Compiled COMPILE forms at load time Bug
Helmut Eller
heller at common-lisp.net
Thu Mar 11 15:48:38 CET 2010
* Raymond Toy [2010-03-11 15:18+0100] writes:
> On 3/10/10 1:27 PM, Helmut Eller wrote:
>>
>> We could add this
>>
>> (when (typep definition '(and function (not eval:interpreted-function)))
>> (when name (setf (fdefinition name) definition))
>> (return-from compile (values definition nil nil)))
>>
>
> If I understand this correctly, this will just return the original
> definition.
Right. And this should also work if the function has no debug-info at
all e.g. because it was compiled with (debug 0).
> If so, then I wasn't quite clear about the (compile 'foo)
> example. The second compile would actually recompile foo from the
> original sources, not return the already previously compiled function.

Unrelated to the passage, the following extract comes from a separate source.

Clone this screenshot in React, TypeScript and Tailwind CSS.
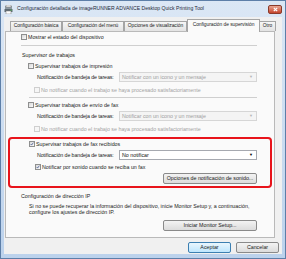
import type { ReactNode } from 'react'

const font = { fontFamily: '"Liberation Sans", Arial, sans-serif' }

function Box({ checked = false, disabled = false }: { checked?: boolean; disabled?: boolean }) {
  return (
    <span
      className={`flex h-[6px] w-[6px] shrink-0 items-center justify-center border ${
        disabled ? 'border-[#cfcfcf] bg-[#f6f6f6]' : 'border-[#8e8f8f] bg-gradient-to-br from-[#d8d8d8] to-[#fbfbfb]'
      }`}
    >
      {checked ? (
        <svg width="6" height="6" viewBox="0 0 6 6">
          <path d="M1 3 L2.4 4.6 L5 1" fill="none" stroke="#3b4f8c" strokeWidth="1.1" />
        </svg>
      ) : null}
    </span>
  )
}

function Check({ label, checked, disabled, indent }: { label: string; checked?: boolean; disabled?: boolean; indent: string }) {
  return (
    <div className={`flex h-[10px] items-center gap-[1px] ${indent}`}>
      <Box checked={checked} disabled={disabled} />
      <span className={disabled ? 'text-[#a3a3a3]' : 'text-[#1b1b1b]'}>{label}</span>
    </div>
  )
}

function Combo({ value, disabled }: { value: string; disabled?: boolean }) {
  return (
    <div
      className={`flex h-[10px] w-[138px] items-center justify-between border pl-[2px] pr-[3px] ${
        disabled ? 'border-[#d6d6d6] bg-[#f4f4f4] text-[#a0a0a0]' : 'border-[#a6a9b0] bg-white text-[#111]'
      }`}
    >
      <span>{value}</span>
      <span className={`text-[4px] ${disabled ? 'text-[#b5b5b5]' : 'text-black'}`}>▼</span>
    </div>
  )
}

function Notif({ value, disabled, indent }: { value: string; disabled?: boolean; indent: string }) {
  return (
    <div className={`flex h-[10px] items-center ${indent}`}>
      <span className="w-[82px] shrink-0 tracking-[-0.1px] text-[#1b1b1b]">Notificación de bandeja de tareas:</span>
      <Combo value={value} disabled={disabled} />
    </div>
  )
}

function Btn({ children, width, primary }: { children: ReactNode; width: string; primary?: boolean }) {
  return (
    <div
      className={`flex h-[11px] ${width} items-center justify-center rounded-[2px] border ${
        primary
          ? 'border-[#3c7fb1] bg-gradient-to-b from-[#eaf6fd] to-[#bee6fd]'
          : 'border-[#8a8a8a] bg-gradient-to-b from-[#f3f3f3] to-[#dcdcdc]'
      } text-[#1b1b1b]`}
    >
      {children}
    </div>
  )
}

const tabs = [
  { label: 'Configuración básica', w: 'w-[52px]' },
  { label: 'Configuración del menú', w: 'w-[62px]' },
  { label: 'Opciones de visualización', w: 'w-[63px]' },
]

export default function App() {
  return (
    <div
      className="flex h-[259px] w-[286px] flex-col overflow-hidden whitespace-nowrap border border-[#5d7fa8] bg-gradient-to-b from-[#dbe7f5] to-[#bcd2ec] text-[5.3px] leading-none"
      style={font}
    >
      {/* title bar */}
      <div className="flex h-[16px] shrink-0 items-center pl-[3px] pr-[3px]">
        <svg width="9" height="9" viewBox="0 0 9 9" className="shrink-0">
          <rect x="1" y="1" width="7" height="4" fill="#8f9aa3" />
          <rect x="2" y="0" width="5" height="2" fill="#f4f4f4" stroke="#7a7a7a" strokeWidth="0.5" />
          <rect x="0.5" y="4" width="8" height="3" fill="#5e6a73" />
          <rect x="2" y="6" width="5" height="3" fill="#ffffff" stroke="#7a7a7a" strokeWidth="0.5" />
          <rect x="6.5" y="4.6" width="1.2" height="1" fill="#4ec04e" />
        </svg>
        <span className="ml-[4px] text-[5.1px] text-[#1e2a3a]">
          Configuración detallada de imageRUNNER ADVANCE Desktop Quick Printing Tool
        </span>
        <div className="ml-auto flex h-[9px] w-[14px] items-center justify-center rounded-[2px] border border-[#8a3a2a] bg-gradient-to-b from-[#e8a593] to-[#c4422a]">
          <svg width="5" height="5" viewBox="0 0 5 5">
            <path d="M0.8 0.8 L4.2 4.2 M4.2 0.8 L0.8 4.2" stroke="#ffffff" strokeWidth="1.2" />
          </svg>
        </div>
      </div>

      {/* client */}
      <div className="mx-[3px] flex flex-1 flex-col bg-[#f0f0f0] pt-[1px]">
        {/* tabs */}
        <div className="relative z-10 flex h-[13px] items-end pl-[6px] text-[4.9px] tracking-[-0.05px]">
          {tabs.map((t) => (
            <div
              key={t.label}
              className={`flex h-[10px] ${t.w} items-center justify-center border border-b-0 border-[#a5a5a5] bg-gradient-to-b from-[#f6f6f6] to-[#e3e3e3] text-[#1b1b1b]`}
            >
              {t.label}
            </div>
          ))}
          <div className="-mb-[1px] flex h-[13px] w-[73px] items-center justify-center border border-b-0 border-[#a5a5a5] bg-[#fafafa] pb-[1px] text-[#1b1b1b]">
            Configuración de supervisión
          </div>
          <div className="flex h-[10px] w-[16px] items-center justify-center border border-b-0 border-l-0 border-[#a5a5a5] bg-gradient-to-b from-[#f6f6f6] to-[#e3e3e3] text-[#1b1b1b]">
            Otro
          </div>
        </div>

        {/* panel */}
        <div className="ml-[1px] flex h-[207px] w-[270px] flex-col border border-[#b9b9b9] bg-[#fafafa] pb-[6px]">
          <Check label="Mostrar el estado del dispositivo" indent="ml-[15px] h-[11px]" />
          <div className="ml-[15px] mt-[2px] h-px w-[236px] bg-[#cfcfcf]" />

          <div className="ml-[16px] mt-[5px] flex h-[10px] items-center text-[#1b1b1b]">Supervisor de trabajos</div>
          <div className="mt-[1px]">
            <Check label="Supervisar trabajos de impresión" indent="ml-[22px]" />
          </div>
          <div className="mt-[1px]">
            <Notif value="Notificar con un icono y un mensaje" disabled indent="ml-[31px]" />
          </div>
          <div className="mt-[3px]">
            <Check label="No notificar cuando el trabajo se haya procesado satisfactoriamente" disabled indent="ml-[28px]" />
          </div>
          <div className="ml-[23px] mt-[2px] h-px w-[228px] bg-[#cfcfcf]" />
          <div className="mt-[2px]">
            <Check label="Supervisar trabajos de envío de fax" indent="ml-[22px]" />
          </div>
          <div className="mt-[1px]">
            <Notif value="Notificar con un icono y un mensaje" disabled indent="ml-[31px]" />
          </div>
          <div className="mt-[3px]">
            <Check label="No notificar cuando el trabajo se haya procesado satisfactoriamente" disabled indent="ml-[28px]" />
          </div>

          {/* highlighted section */}
          <div className="ml-[2px] mt-[3px] flex w-[264px] flex-col rounded-[4px] border-2 border-[#e8141b] pb-[2px]">
            <Check label="Supervisar trabajos de fax recibidos" checked indent="ml-[19px]" />
            <div className="mt-[1px]">
              <Notif value="No notificar" indent="ml-[27px]" />
            </div>
            <div className="mt-[2px]">
              <Check label="Notificar por sonido cuando se reciba un fax" checked indent="ml-[25px]" />
            </div>
            <div className="ml-[153px] mt-[1px]">
              <Btn width="w-[94px]">Opciones de notificación de sonido...</Btn>
            </div>
          </div>

          <div className="ml-[15px] mt-[3px] flex h-[10px] items-center text-[#1b1b1b]">Configuración de dirección IP</div>
          <div className="ml-[23px] mt-[2px] leading-[6px] text-[#1b1b1b]">
            <div>Si no se puede recuperar la información del dispositivo, inicie Monitor Setup y, a continuación,</div>
            <div>configure los ajustes de dirección IP.</div>
          </div>
          <div className="ml-[157px] mt-[5px]">
            <Btn width="w-[94px]">Iniciar Monitor Setup...</Btn>
          </div>
        </div>

        {/* dialog buttons */}
        <div className="mt-[4px] flex gap-[5px] pl-[184px]">
          <Btn width="w-[43px]" primary>Aceptar</Btn>
          <Btn width="w-[43px]">Cancelar</Btn>
        </div>
      </div>
      <div className="h-[4px] shrink-0" />
    </div>
  )
}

> This is handy if you've changed something like a macro or inline
> function and want to compile foo again to see the effect.
Hmm.. good point.
>> right before the with-compilation-unit form. We can't return-from
>> inside the with-compilation-unit without producing some error message so
>> we have to put it before it. We'd lose some restarts, but that should
>> only be noticeable if (setf (fdefinition ..)) hits a definition lock and
>> it's not required by the spec anyway.
>>
>> Then form would be bound as it used to be
>> (form `#',(get-lambda-to-compile definition).
>>
>>
>>> I think we still need the additional fix in function-lambda-expression
>>> in case the compiled-debug-info-source is NIL.
>>>
>> I think we always have the lambda expression for interpreted functions.
>>
>>
> Yes, this is true. But for some reason, in Madhu's example, the
> compiled-debug-info-source is NIL, hence the traceback that he shows.
The problem with Madhu's example is that the debug-info is back-patched
sometime later after the top-level code is executed. This is not easy
to fix without changing the way things are dumped to the fasl file.